AI governance in financial crime prevention refers to the policies, processes, and technical controls ensuring AI models and agents used in fraud detection, AML, and sanctions screening operate fairly, transparently, and within defined boundaries. The result: decisions that are accountable, auditable, and compliant with regulatory expectations.

How is AI governance different from traditional model risk management?

Traditional model risk management (SR 11-7) focuses on pre-deployment validation and periodic review. AI governance extends further by continuously monitoring model behavior, enforcing policy guardrails on every inference, and generating compliance evidence automatically rather than relying on point-in-time audits.

What do financial regulators currently expect from AI used in compliance decisions?

Key regulators including U.S. banking agencies, MAS Singapore, and HKMA expect documented model validation, explainable outputs, evidence of fairness testing, and human accountability for consequential decisions. Examiners increasingly look for operational evidence of governance, not just written policies.

How can financial institutions ensure AI models remain explainable to examiners?

The core techniques are SHAP-based feature importance logging, plain-language rationale generation for generative AI outputs, and complete audit trails covering inputs, outputs, and human review actions. Comprehensive model documentation ties these together for examiner review.

What makes governing agentic AI in compliance workflows especially challenging?
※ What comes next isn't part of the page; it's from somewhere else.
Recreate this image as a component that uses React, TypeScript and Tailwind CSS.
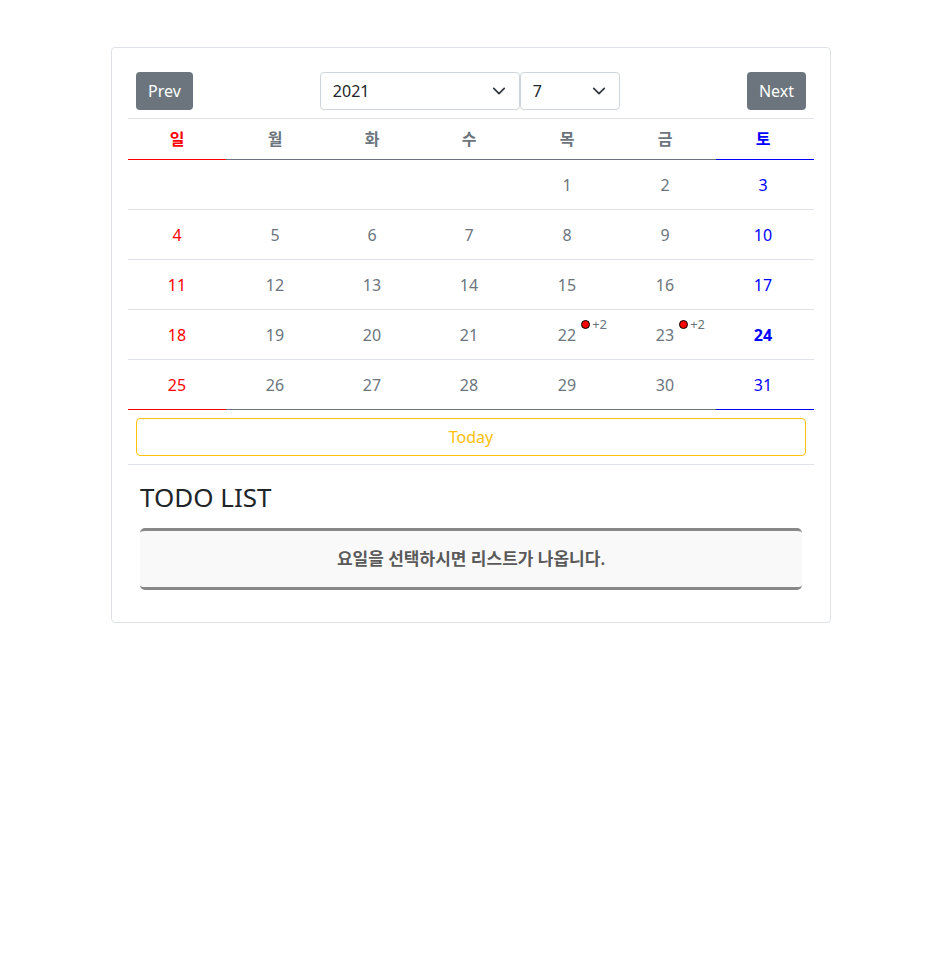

Agentic AI autonomously chains multi-step actions across data collection, analysis, and case drafting with no human in each loop. Governance must define task boundaries, escalation triggers, and approval gates at the infrastructure level, not just in policy documents, to preserve regulatory accountability.

How does AI governance reduce false positives in financial crime detection?

Governed AI systems with ongoing performance monitoring, bias controls, and continuous revalidation produce more calibrated alerts, reducing low-quality flags that drain analyst capacity and allowing teams to prioritize genuine suspicious activity.